COLLECTED DATA

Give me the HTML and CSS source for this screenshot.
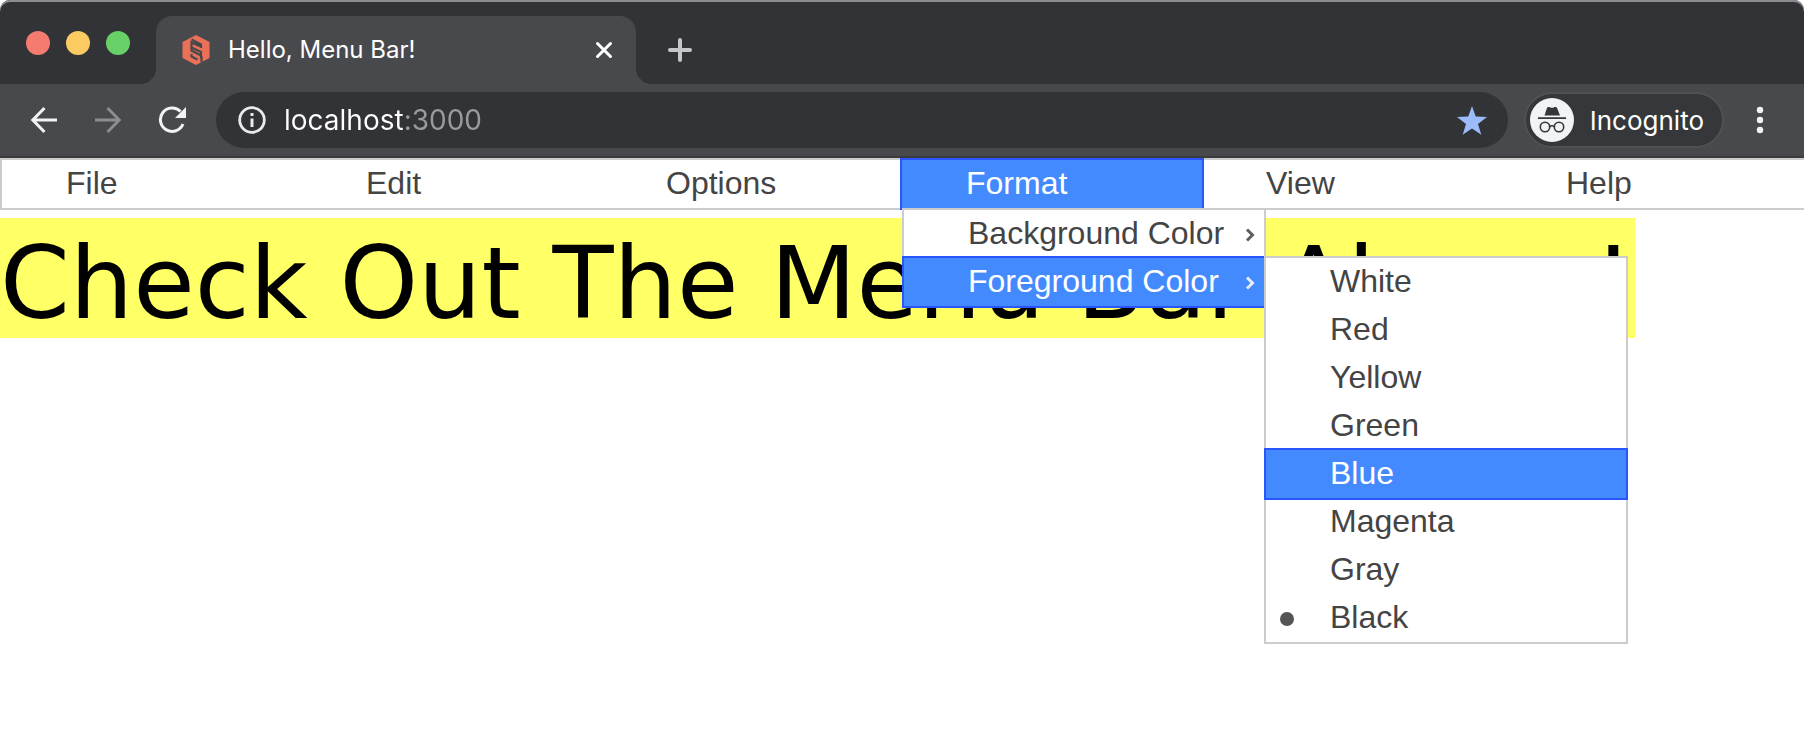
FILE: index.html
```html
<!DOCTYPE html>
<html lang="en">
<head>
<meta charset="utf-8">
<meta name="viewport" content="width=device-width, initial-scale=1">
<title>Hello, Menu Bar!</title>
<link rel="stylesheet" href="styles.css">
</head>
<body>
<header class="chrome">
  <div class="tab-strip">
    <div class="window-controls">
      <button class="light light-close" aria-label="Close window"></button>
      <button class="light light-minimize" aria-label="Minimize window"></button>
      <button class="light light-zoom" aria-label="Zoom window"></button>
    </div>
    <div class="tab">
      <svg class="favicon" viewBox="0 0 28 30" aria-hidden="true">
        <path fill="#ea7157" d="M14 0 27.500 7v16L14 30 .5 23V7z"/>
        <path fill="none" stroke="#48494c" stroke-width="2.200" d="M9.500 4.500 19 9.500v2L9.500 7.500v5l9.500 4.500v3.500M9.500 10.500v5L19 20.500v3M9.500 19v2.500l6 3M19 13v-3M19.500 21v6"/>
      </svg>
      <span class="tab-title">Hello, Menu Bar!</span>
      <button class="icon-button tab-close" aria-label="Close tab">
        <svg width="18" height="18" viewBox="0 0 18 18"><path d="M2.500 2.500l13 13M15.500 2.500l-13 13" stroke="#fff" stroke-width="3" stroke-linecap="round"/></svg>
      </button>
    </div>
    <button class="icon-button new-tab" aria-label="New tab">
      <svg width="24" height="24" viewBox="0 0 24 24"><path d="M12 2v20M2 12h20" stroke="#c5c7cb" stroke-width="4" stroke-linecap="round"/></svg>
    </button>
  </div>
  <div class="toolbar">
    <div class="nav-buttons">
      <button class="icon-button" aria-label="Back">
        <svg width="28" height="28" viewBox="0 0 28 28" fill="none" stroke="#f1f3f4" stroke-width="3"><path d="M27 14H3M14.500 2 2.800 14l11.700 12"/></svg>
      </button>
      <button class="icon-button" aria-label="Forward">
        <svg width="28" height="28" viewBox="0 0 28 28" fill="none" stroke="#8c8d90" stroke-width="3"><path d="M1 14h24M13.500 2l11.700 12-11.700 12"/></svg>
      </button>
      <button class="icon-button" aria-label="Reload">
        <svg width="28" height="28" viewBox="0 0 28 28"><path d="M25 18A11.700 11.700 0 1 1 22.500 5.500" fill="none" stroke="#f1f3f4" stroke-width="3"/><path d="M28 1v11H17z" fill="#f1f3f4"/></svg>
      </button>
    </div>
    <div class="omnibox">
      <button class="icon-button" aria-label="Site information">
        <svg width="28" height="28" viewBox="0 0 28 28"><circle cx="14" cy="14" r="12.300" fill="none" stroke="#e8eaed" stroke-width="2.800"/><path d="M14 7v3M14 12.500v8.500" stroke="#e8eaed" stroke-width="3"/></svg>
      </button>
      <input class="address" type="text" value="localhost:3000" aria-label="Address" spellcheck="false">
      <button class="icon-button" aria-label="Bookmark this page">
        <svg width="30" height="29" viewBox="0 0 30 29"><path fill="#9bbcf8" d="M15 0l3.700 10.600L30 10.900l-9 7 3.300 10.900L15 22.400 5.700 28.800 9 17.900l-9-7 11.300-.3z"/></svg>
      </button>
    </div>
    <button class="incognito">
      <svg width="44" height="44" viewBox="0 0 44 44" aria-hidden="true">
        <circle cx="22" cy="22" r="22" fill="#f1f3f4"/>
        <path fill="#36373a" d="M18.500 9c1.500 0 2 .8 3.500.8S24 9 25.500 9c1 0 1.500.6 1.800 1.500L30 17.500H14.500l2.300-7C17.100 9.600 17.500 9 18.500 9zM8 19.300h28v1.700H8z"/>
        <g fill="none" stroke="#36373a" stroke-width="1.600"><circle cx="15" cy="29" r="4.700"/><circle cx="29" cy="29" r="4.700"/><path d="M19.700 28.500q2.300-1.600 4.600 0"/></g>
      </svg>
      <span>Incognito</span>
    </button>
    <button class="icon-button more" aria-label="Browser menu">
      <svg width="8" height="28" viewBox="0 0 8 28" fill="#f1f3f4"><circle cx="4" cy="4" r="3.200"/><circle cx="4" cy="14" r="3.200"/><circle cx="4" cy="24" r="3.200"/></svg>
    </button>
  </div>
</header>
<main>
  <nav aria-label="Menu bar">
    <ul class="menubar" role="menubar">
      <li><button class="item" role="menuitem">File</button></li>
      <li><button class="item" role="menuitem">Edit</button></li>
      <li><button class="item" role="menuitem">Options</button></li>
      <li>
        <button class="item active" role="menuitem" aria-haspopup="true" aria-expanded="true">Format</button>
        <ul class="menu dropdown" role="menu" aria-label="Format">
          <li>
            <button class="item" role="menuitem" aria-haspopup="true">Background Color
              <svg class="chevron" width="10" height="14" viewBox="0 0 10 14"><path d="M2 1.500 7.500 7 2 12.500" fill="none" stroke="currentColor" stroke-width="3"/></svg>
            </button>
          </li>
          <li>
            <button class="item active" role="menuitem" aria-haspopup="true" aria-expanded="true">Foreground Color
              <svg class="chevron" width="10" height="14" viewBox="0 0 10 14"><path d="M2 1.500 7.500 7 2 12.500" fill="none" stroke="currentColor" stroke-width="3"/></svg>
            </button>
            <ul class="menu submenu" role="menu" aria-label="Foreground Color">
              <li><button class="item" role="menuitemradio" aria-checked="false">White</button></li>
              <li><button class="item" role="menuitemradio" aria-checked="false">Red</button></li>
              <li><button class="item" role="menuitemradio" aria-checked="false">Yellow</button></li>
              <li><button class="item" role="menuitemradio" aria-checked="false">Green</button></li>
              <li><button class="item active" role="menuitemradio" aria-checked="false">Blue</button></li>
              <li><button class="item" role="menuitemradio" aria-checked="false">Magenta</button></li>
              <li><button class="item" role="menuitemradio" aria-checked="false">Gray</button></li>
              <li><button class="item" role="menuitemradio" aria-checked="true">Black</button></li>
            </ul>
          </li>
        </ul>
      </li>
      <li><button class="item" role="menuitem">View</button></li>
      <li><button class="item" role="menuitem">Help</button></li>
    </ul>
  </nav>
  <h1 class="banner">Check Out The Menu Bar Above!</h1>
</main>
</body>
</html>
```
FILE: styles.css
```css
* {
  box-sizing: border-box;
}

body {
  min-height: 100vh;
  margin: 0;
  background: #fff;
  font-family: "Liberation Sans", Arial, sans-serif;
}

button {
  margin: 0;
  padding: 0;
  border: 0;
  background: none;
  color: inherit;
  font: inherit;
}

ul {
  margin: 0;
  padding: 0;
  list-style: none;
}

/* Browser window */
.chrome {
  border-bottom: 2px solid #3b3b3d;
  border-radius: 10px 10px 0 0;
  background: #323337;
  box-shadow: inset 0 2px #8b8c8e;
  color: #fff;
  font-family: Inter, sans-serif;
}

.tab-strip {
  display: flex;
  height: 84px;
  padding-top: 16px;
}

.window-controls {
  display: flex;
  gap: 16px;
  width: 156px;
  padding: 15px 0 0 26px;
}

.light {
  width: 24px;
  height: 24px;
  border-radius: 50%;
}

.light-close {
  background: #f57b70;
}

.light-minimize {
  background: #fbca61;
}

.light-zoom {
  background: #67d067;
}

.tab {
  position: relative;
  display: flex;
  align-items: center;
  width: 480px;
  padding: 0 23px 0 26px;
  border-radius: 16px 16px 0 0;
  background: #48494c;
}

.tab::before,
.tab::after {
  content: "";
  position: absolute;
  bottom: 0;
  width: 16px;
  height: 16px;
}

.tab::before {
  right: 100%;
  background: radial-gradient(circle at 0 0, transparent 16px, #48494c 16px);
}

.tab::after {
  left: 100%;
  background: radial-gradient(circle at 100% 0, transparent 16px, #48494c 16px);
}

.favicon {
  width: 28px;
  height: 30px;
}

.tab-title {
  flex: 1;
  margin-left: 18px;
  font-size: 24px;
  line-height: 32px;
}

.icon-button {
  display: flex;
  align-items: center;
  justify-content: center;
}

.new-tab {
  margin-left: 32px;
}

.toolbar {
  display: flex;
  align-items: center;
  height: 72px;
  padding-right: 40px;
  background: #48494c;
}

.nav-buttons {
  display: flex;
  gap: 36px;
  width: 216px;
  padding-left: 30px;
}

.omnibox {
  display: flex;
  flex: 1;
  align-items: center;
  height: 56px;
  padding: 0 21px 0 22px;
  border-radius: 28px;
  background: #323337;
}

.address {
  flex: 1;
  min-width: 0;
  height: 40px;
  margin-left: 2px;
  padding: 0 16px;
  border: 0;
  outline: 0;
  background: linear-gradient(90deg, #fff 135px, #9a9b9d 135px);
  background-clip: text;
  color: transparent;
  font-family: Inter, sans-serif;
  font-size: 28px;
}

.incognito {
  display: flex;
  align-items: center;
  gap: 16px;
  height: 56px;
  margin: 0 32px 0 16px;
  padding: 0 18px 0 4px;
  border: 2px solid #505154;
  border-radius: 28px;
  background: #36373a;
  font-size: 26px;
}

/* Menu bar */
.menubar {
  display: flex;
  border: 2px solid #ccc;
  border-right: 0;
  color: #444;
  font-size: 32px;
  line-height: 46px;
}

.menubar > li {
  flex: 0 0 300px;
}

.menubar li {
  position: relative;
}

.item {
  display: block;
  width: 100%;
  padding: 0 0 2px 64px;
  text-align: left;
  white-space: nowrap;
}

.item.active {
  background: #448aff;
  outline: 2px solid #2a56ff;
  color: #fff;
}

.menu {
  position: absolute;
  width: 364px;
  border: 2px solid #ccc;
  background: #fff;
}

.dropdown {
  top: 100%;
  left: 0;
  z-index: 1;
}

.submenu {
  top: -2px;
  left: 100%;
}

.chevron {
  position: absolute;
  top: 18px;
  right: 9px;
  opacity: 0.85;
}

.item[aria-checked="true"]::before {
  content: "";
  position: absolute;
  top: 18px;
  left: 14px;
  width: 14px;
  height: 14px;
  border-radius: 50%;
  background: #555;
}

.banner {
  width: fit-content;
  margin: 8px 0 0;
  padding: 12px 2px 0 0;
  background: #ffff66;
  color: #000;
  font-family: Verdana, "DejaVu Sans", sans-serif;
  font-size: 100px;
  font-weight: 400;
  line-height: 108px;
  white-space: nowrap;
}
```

DIRECTIVE
Return all lines of the material above in which the word "this" occurs.

THE RESULT
Give me the HTML and CSS source for this screenshot.
      <button class="icon-button" aria-label="Bookmark this page">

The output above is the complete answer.